China numbers are always questionable, and the industrial metals may be more honest. Inflation has been running fairly high -- I think around 6%, though, like ours, it may be worse than reported. Here's the problem. If you are running 6% inflation and your GDP grows 7.5%, how much is actual growth and how much is an artifact of inflation? In China, you have the additional problem of not really being able to break out government spending versus the private sector. I think the U.S. statistics are often made up after a few Jack-and-Cokes; I have real doubts about the validity of numbers from the Chicoms.
Anybody who thinks China is going to be an economic powerhouse in the long-run, as long as it is a command economy, is foolish. Communism, fascism, socialism -- any attempt at centrally planning and controlling economies is doomed to collapse on itself. Yes, as long as you have countries where you can dump your excess production like Germany has done with the rest of Europe and China has done with the U.S. and Europe, you can create a temporary prosperity.
When the trade is based on the importing nation's increasing debt, the danger is as much to the exporting nation as the importing one. This is especially true in that China has been fueling our buying spree by funding the U.S. government deficit via bond purchases. As the dollar has slipped, the Chinese economy has been flooded and inflated with devalued dollars.

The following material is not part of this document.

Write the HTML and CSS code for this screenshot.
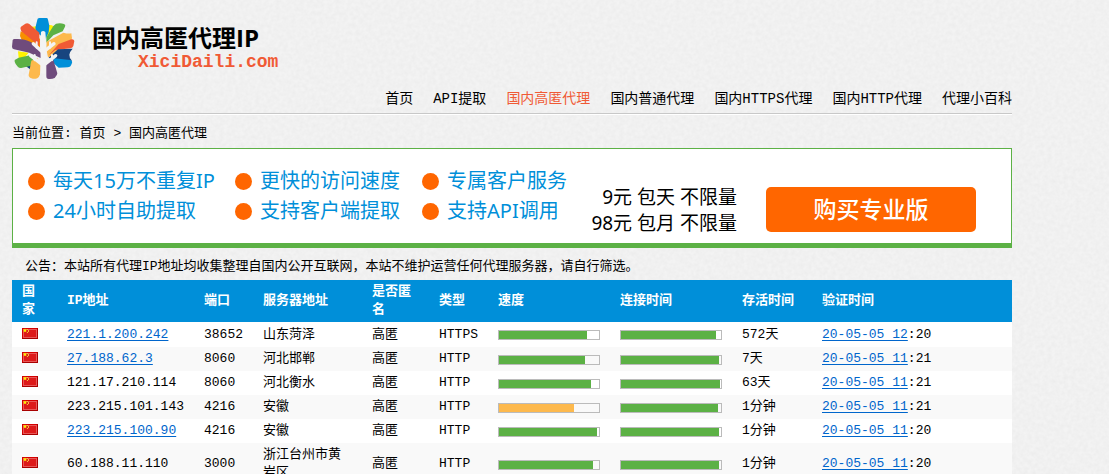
FILE: index.html
```html
<!DOCTYPE html>
<html lang="zh-CN">
<head>
<meta charset="utf-8">
<title>国内高匿代理IP</title>
<meta name="viewport" content="width=device-width, initial-scale=1">
<link rel="stylesheet" href="styles.css">
</head>
<body>
<svg class="defs" aria-hidden="true">
  <symbol id="flag" viewBox="0 0 16 11">
    <rect width="16" height="11" fill="#a80000"/>
    <rect width="15" height="10" fill="#d40000"/>
    <rect x="1" y="1" width="14" height="9" fill="#e85858"/>
    <rect x="2" y="2" width="12" height="7" fill="#dd1a1a"/>
    <path d="M1 1.500h1.400L3 .5l.6 1H5L4 2.700l.4 1.500L3 3.400l-1.400.8.4-1.500z" fill="#fff100"/>
    <path d="M5 1h1v1h1v2H6v1H5V4h1V2H5z" fill="#f8c33a"/>
  </symbol>
</svg>
<div class="page">
  <header class="header">
    <div class="brand">
      <svg class="logo" viewBox="12 18 192 186" aria-hidden="true">
        <path fill="#fff200" d="M118 38l14 2 8 6-10 18-16 10zM30 118l32 4-16 20-14-4zM72 44l18-2v28z"/>
        <path fill="#008fd9" d="M94 18h22q4 0 4 5l4 18-2 20-8 18-4 12-6-16-20-16-2-12 6-24q0-5 6-5z"/>
        <path fill="#f78f00" d="M38 58l58 22v26L42 86l-6-14z"/>
        <path fill="#f05a35" d="M38 52q-2-4 1-8l13-9q6-3 12 1l30 26v40L72 84 40 58z"/>
        <path fill="#5cb145" d="M115 92V76l21-34 8-7q14-3 24 1 6 2 3 8l-7 14-28 12z"/>
        <path fill="#fdb94d" d="M115 112V90l51-28q16 4 24 2l2 14-4 12-32 16-20 26-16 4z"/>
        <path fill="#f05a35" d="M122 130l30-34 38-14q8-1 9 5l-3 15q-2 6-8 7l-46 5z"/>
        <path fill="#18457f" d="M122 137l28-25 44-2q-8 8-10 18 0 12 8 18l-48 2zM48 158l23-14-2 30z"/>
        <path fill="#008fd9" d="M132 138l54 6q8 2 6 9l-4 9q-2 3-8 4l-28 1-20-18z"/>
        <path fill="#6f4b7c" d="M14 84q2-4 8-3 26-2 46 9l30 19v29L64 122l-46-10q-6-1-6-8zM115 152l20-12 13 44q0 6-8 14-8 4-18 3-7 0-7-8z"/>
        <path fill="#5cb145" d="M20 144l12-7 34-7 16 20-16 12-26 6q-6 1-10-3-8-8-10-16z"/>
        <path fill="#fdb94d" d="M70 146l18-8 9 20-1 29q-2 8-8 12-9 3-18 0-9-4-8-11z"/>
        <path class="trunk" d="M99 60q6-6 13 0l3 36-2 48v38q-6 6-14 0v-38l-2-48z"/>
        <path class="branch" d="M76 95l24 22M138 95l-26 20M68 131l32 25M143 131l-31 25"/>
        <path class="twig" d="M86 91v16M126 91v16M80 129v16M132 129v16"/>
      </svg>
      <div class="brand-text">
        <h1 class="title">国内高匿代理IP</h1>
        <p class="domain">XiciDaili.com</p>
      </div>
    </div>
    <nav class="nav">
      <a href="#">首页</a>
      <a href="#">API提取</a>
      <a href="#" class="current">国内高匿代理</a>
      <a href="#">国内普通代理</a>
      <a href="#">国内HTTPS代理</a>
      <a href="#">国内HTTP代理</a>
      <a href="#">代理小百科</a>
    </nav>
  </header>

  <p class="crumbs">当前位置: <a href="#">首页</a> &gt; 国内高匿代理</p>

  <section class="banner">
    <ul class="features">
      <li>每天15万不重复IP</li>
      <li>更快的访问速度</li>
      <li>专属客户服务</li>
      <li>24小时自助提取</li>
      <li>支持客户端提取</li>
      <li>支持API调用</li>
    </ul>
    <div class="offer">
      <p class="prices">9元 包天 不限量<br>98元 包月 不限量</p>
      <a class="buy" href="#">购买专业版</a>
    </div>
  </section>

  <p class="notice">公告：本站所有代理IP地址均收集整理自国内公开互联网，本站不维护运营任何代理服务器，请自行筛选。</p>

  <table class="proxies">
    <colgroup>
      <col class="c-country"><col class="c-ip"><col class="c-port"><col class="c-place"><col class="c-anon"><col class="c-type"><col class="c-meter"><col class="c-meter"><col class="c-alive"><col class="c-checked">
    </colgroup>
    <thead>
      <tr>
        <th>国家</th><th>IP地址</th><th>端口</th><th>服务器地址</th><th>是否匿名</th><th>类型</th><th>速度</th><th>连接时间</th><th>存活时间</th><th>验证时间</th>
      </tr>
    </thead>
    <tbody>
      <tr>
        <td><svg class="flag" role="img" aria-label="中国"><use href="#flag"/></svg></td>
        <td><a href="#">221.1.200.242</a></td><td>38652</td><td>山东菏泽</td><td>高匿</td><td>HTTPS</td>
        <td><div class="bar"><div class="fill" style="width:88%"></div></div></td>
        <td><div class="bar"><div class="fill" style="width:95%"></div></div></td>
        <td>572天</td><td><a href="#">20-05-05 12</a>:20</td>
      </tr>
      <tr>
        <td><svg class="flag" role="img" aria-label="中国"><use href="#flag"/></svg></td>
        <td><a href="#">27.188.62.3</a></td><td>8060</td><td>河北邯郸</td><td>高匿</td><td>HTTP</td>
        <td><div class="bar"><div class="fill" style="width:86%"></div></div></td>
        <td><div class="bar"><div class="fill" style="width:98%"></div></div></td>
        <td>7天</td><td><a href="#">20-05-05 11</a>:21</td>
      </tr>
      <tr>
        <td><svg class="flag" role="img" aria-label="中国"><use href="#flag"/></svg></td>
        <td>121.17.210.114</td><td>8060</td><td>河北衡水</td><td>高匿</td><td>HTTP</td>
        <td><div class="bar"><div class="fill" style="width:92%"></div></div></td>
        <td><div class="bar"><div class="fill" style="width:99%"></div></div></td>
        <td>63天</td><td><a href="#">20-05-05 11</a>:21</td>
      </tr>
      <tr>
        <td><svg class="flag" role="img" aria-label="中国"><use href="#flag"/></svg></td>
        <td>223.215.101.143</td><td>4216</td><td>安徽</td><td>高匿</td><td>HTTP</td>
        <td><div class="bar"><div class="fill medium" style="width:75%"></div></div></td>
        <td><div class="bar"><div class="fill" style="width:97%"></div></div></td>
        <td>1分钟</td><td><a href="#">20-05-05 11</a>:21</td>
      </tr>
      <tr>
        <td><svg class="flag" role="img" aria-label="中国"><use href="#flag"/></svg></td>
        <td><a href="#">223.215.100.90</a></td><td>4216</td><td>安徽</td><td>高匿</td><td>HTTP</td>
        <td><div class="bar"><div class="fill" style="width:98%"></div></div></td>
        <td><div class="bar"><div class="fill" style="width:98%"></div></div></td>
        <td>1分钟</td><td><a href="#">20-05-05 11</a>:20</td>
      </tr>
      <tr>
        <td><svg class="flag" role="img" aria-label="中国"><use href="#flag"/></svg></td>
        <td>60.188.11.110</td><td>3000</td><td>浙江台州市黄岩区</td><td>高匿</td><td>HTTP</td>
        <td><div class="bar"><div class="fill" style="width:94%"></div></div></td>
        <td><div class="bar"><div class="fill" style="width:98%"></div></div></td>
        <td>1分钟</td><td><a href="#">20-05-05 11</a>:20</td>
      </tr>
    </tbody>
  </table>
</div>
</body>
</html>
```
FILE: styles.css
```css
* { box-sizing: border-box; }

html { scrollbar-width: none; }

body {
  margin: 0;
  color: #000;
  background: #f3f3f3 url("data:image/svg+xml,%3Csvg xmlns='http://www.w3.org/2000/svg' width='200' height='200'%3E%3Cfilter id='n' x='0' y='0' width='100%25' height='100%25'%3E%3CfeTurbulence type='fractalNoise' baseFrequency='.25' numOctaves='3' stitchTiles='stitch'/%3E%3CfeColorMatrix values='0 0 0 0 0 0 0 0 0 0 0 0 0 0 0 .04 0 0 0 -.01'/%3E%3C/filter%3E%3Crect width='200' height='200' filter='url(%23n)'/%3E%3C/svg%3E");
  font: 13px/18px "Liberation Mono", "Noto Sans CJK SC", monospace;
}

h1, p, ul { margin: 0; padding: 0; }

a { color: inherit; text-decoration: none; }

.defs { display: none; }

.page { max-width: 1000px; margin: 0 12px; }

.header {
  padding-top: 18px;
  border-bottom: 1px solid #c8c8c8;
  box-shadow: 0 1px #fff;
}

.brand { display: flex; gap: 16px; }

.logo { width: 64px; height: 62px; }

.trunk { fill: #f3f3f3; }

.branch, .twig {
  fill: none;
  stroke: #f3f3f3;
  stroke-width: 10;
  stroke-linecap: round;
}

.twig { stroke-width: 6; }

.brand-text { padding-top: 6px; }

.title {
  font: bold 24px/28px "Open Sans", "Noto Sans CJK SC", sans-serif;
}

.domain {
  padding-left: 46px;
  color: #f05a35;
  font-size: 18px;
  font-weight: bold;
  line-height: 20px;
}

.nav {
  display: flex;
  flex-wrap: wrap;
  justify-content: flex-end;
  gap: 0 20px;
  padding: 9px 0 4px;
  font-size: 14px;
  line-height: 20px;
}

.current { color: #f05a35; }

.crumbs { padding: 11px 0 5px; }

.banner {
  display: flex;
  flex-wrap: wrap;
  align-items: center;
  min-height: 100px;
  padding: 0 35px 0 15px;
  background: #fff;
  border: 1px solid #5cb145;
  border-bottom-width: 5px;
  font-family: "Noto Sans", "Noto Sans CJK SC", sans-serif;
}

.features {
  display: grid;
  grid-template-columns: 207px 187px 148px;
  list-style: none;
  color: #008fd9;
  font-size: 20px;
  line-height: 30px;
}

.features li { display: flex; align-items: center; gap: 8px; }

.features li::before {
  content: "";
  width: 17px;
  height: 17px;
  border-radius: 50%;
  background: #f60;
}

.offer {
  display: flex;
  flex: 1;
  align-items: center;
  justify-content: flex-end;
  gap: 29px;
  padding-top: 27px;
}

.prices { text-align: right; font-size: 19px; line-height: 26px; white-space: nowrap; }

.buy {
  width: 210px;
  border-radius: 5px;
  background: #f60;
  color: #fff;
  font-size: 23px;
  font-weight: 500;
  line-height: 45px;
  text-align: center;
}

.notice { padding: 10px 13px 4px; }

.proxies {
  width: 100%;
  table-layout: fixed;
  border-collapse: collapse;
  background: #fff;
}

.c-country { width: 4.5%; }
.c-ip { width: 13.7%; }
.c-port { width: 5.9%; }
.c-place { width: 10.9%; }
.c-anon { width: 6.7%; }
.c-type { width: 5.9%; }
.c-meter { width: 12.2%; }
.c-alive { width: 8%; }
.c-checked { width: 20%; }

th, td { padding: 3px 10px; text-align: left; vertical-align: middle; }

th { background: #008fd9; color: #fff; }

tbody tr:first-child { height: 25px; }

tbody tr:nth-child(even) { background: #f9f9f9; }

td a { color: #06c; text-decoration: underline 1px; text-underline-offset: 2px; }

.flag { display: block; width: 16px; height: 11px; margin-bottom: 3px; }

.bar {
  width: 100%;
  height: 10px;
  margin-top: 1px;
  border: 1px solid #bbb;
}

.fill { height: 100%; background: #5cb145; }

.fill.medium { background: #fdb94d; }
```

Now Bernanke is signaling that there may not be a QE3 (we certainly hope not) acknowledging at last that there might be a little too much inflation in the U.S. With the euro threatening to collapse, this could mean a much stronger dollar -- at least in the short-term. If the U.S. government acts sensibly (stop laughing) and decreases spending in absolute terms, we get a deflationary reset. There is a good chance the Chinese economy could flatten, if not go negative given a new Austere Europe unable to pick up any slack.